Malha is a neighborhood in southwest Jerusalem, between Pat, Ramat Denya and Kiryat Hayovel in the Valley of Rephaim. Before 1948, Malha was a Palestinian Arab village known as al-Maliha (Arabic: المالحه‎‎). .

Excavations in Malha revealed Intermediate Bronze Age domestic structures. A dig in the Rephaim Valley carried out by the Israel Antiquities Authority in the region of the Malha shopping mall and Biblical Zoo uncovered a village dating back to the Middle Bronze Age II B (1,700 – 1,800 BCE). Beneath this, remains of an earlier village were found from the Early Bronze Age IV (2,200 – 2,100 BCE).

According to the archaeologists who excavated there in 1987-1990, Malha is believed to be the site of Manahat, a Canaanite town on the northern border of the Tribe of Judah (Joshua 15:59). Remains of the village have been preserved at the Biblical Zoo.
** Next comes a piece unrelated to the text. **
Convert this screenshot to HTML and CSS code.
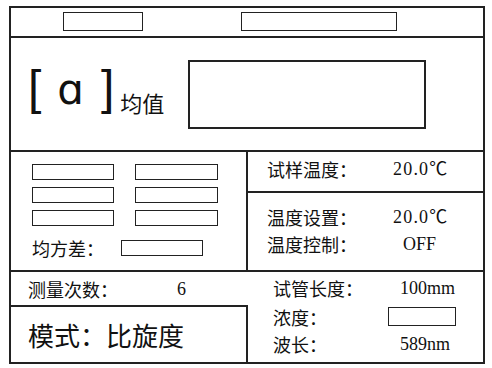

In 1596, al-Maliha was part of the Ottoman Empire, nahiya (subdistrict) of Jerusalem under the Liwa of Jerusalem, with a population of 286. It paid taxes on wheat, barley, and olive and fruit trees, goats and beehives.

An Ottoman village list from about 1870 showed Malha with a population of 340, in 75 houses, though the population count included men, only.

In 1883, the Palestine Exploration Fund's Survey of Western Palestine (SWP) described the village as being of moderate size, standing high on a flat ridge. To the south was Ayn Yalu.

In the 1922 census of Palestine conducted by the British Mandate authorities, Malhah had a population 1,038, all Muslims, increasing in the 1931 census to 1,410; 1,402 Muslims and 8 Christians, in a total of 299 houses.